At 54½ years old, I can say that I am happy.  I haven’t always been able to say that.  There have been years of pain as an ugly duckling, angst as a moody teenager, strife of a bad marriage, fear as a single mother, agony of working for money rather than love of job, heartache from the loss of someone dear, frustration of being misunderstood, loneliness of being abandoned, self-hate of hurting a loved one, defeat of abuse, . . . need I go on?

Of course there have been times of great joy — feelings of awe at the beauty of God’s world, unconditional love for my sons, delight in a dog’s play, achievement of good work, love from other humans, a wonderful connection with animals & nature.  But that doesn’t mean I felt ‘happy’ with my life as it was holistically.

I lived too many years trying to make others happy — to keep the peace.  I often shunted my gut feelings based on the rules of unknowledgeable family, society, or church.  Of course, this didn’t make me happy.

I had to learn how to listen to myself — how to trust my feelings.  I had to examine my beliefs — determine the validity of their source.  I had to admit failure when I chose the wrong path.  I had to be willing to change — & sometimes that change cut to my core.  And sometimes I angered other people when I fought for my beliefs & would not bend to theirs.

I continued to search &

learn &

change until . . .

Now — I am happy with my life.  No, I’m not rich materially & still have many goals in life.  No, you may not be happy with my life.
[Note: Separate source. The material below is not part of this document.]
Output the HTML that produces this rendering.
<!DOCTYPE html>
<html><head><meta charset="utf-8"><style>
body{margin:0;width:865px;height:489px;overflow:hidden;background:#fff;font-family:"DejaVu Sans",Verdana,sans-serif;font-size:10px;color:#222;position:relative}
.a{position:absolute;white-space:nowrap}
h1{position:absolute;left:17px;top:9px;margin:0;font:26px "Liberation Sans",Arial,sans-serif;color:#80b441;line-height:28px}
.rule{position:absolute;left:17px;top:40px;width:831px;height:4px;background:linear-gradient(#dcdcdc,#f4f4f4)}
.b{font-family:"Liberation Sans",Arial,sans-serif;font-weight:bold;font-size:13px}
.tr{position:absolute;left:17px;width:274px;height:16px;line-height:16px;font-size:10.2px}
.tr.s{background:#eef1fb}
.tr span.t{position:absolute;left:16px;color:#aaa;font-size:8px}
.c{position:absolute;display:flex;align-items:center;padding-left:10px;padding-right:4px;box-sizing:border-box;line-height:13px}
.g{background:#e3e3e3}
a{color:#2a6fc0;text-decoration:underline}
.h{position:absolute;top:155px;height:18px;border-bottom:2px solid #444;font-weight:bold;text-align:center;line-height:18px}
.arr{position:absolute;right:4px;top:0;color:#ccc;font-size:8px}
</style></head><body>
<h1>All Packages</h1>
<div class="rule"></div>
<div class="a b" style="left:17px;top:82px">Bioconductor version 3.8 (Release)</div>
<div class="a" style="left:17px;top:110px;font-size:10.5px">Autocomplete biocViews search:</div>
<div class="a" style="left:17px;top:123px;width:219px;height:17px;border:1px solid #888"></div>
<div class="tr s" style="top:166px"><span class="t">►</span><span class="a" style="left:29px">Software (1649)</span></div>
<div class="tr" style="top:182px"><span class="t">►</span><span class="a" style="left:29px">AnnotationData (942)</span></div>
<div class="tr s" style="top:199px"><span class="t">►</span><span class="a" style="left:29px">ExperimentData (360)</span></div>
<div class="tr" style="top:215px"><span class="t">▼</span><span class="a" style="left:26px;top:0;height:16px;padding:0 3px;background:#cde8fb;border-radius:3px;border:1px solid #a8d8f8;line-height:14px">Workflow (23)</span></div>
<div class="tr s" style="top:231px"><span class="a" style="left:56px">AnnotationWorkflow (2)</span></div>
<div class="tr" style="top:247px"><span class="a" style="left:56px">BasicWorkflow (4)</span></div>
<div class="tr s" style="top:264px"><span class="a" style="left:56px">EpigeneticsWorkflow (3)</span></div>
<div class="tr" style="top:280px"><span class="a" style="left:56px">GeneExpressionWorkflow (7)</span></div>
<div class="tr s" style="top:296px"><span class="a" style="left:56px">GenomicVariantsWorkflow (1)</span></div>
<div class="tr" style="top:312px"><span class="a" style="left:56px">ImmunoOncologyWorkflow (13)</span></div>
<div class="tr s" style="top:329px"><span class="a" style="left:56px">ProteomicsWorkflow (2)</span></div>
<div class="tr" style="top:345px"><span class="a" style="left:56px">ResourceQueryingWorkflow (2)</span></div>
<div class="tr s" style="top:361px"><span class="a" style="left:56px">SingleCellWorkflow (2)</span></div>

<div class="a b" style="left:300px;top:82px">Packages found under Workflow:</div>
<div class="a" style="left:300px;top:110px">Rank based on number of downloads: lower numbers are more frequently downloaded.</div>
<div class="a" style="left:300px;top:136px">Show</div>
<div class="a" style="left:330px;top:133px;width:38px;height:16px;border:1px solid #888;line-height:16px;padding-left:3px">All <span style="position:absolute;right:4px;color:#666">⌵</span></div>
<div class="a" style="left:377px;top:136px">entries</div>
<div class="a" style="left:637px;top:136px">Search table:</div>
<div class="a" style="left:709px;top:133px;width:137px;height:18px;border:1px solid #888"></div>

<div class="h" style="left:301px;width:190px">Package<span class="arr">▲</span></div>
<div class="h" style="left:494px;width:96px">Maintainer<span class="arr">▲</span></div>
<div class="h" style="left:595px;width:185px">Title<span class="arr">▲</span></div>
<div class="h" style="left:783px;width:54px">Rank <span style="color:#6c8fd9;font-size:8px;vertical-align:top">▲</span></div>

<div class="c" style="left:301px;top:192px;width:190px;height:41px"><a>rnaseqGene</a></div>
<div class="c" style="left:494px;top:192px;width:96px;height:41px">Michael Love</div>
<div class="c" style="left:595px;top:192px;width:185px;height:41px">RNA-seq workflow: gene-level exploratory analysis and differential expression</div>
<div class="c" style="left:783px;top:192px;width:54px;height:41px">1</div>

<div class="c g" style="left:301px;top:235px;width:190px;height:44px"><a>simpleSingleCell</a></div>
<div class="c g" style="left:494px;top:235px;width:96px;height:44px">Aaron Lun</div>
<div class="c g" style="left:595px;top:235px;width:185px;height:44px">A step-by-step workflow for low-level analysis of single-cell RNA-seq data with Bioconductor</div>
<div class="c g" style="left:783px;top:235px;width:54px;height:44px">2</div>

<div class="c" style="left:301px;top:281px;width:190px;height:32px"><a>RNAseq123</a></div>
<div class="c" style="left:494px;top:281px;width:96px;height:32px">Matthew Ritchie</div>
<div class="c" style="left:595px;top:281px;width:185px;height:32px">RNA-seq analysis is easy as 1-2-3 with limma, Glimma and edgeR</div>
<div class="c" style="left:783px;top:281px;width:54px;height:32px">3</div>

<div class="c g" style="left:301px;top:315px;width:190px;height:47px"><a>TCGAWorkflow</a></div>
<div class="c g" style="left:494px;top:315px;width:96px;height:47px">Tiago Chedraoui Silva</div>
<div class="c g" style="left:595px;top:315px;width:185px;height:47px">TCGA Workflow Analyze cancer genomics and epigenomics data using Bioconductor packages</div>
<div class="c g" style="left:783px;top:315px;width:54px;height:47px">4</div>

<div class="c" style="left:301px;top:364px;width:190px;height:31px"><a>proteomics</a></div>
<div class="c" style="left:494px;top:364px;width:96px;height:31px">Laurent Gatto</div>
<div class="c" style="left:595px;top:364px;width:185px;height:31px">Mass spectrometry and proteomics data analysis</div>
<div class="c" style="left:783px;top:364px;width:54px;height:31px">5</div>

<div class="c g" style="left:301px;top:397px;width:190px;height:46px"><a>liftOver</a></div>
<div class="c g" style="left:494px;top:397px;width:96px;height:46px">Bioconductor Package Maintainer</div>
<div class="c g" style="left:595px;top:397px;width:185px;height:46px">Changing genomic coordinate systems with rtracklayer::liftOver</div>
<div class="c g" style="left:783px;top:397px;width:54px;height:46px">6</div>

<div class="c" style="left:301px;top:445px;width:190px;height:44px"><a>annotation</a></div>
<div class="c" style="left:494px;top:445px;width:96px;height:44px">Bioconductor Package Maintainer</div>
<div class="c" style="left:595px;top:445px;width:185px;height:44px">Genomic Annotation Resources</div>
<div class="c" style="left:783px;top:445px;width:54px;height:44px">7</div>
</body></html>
But, I am happy making stained glass projects, I am happy collaborating with a friend exploring wood framing, I am happy with my gentle dog & cat, I am happy visiting my children, grandchildren, & friends, I am happy reading, I am happy writing & drawing my thoughts down, I am happy with my emotional health, I am happy on the Isle & away from the city, I am happy designing & playing with colour [hmm, can you tell?], I am happy gardening — planting beauty in flowers & food in vegetables — I am happy doing what I love.

They say you can’t love someone until you love yourself.  Well, you can’t love yourself until you’re happy with your life — happy doing what you love.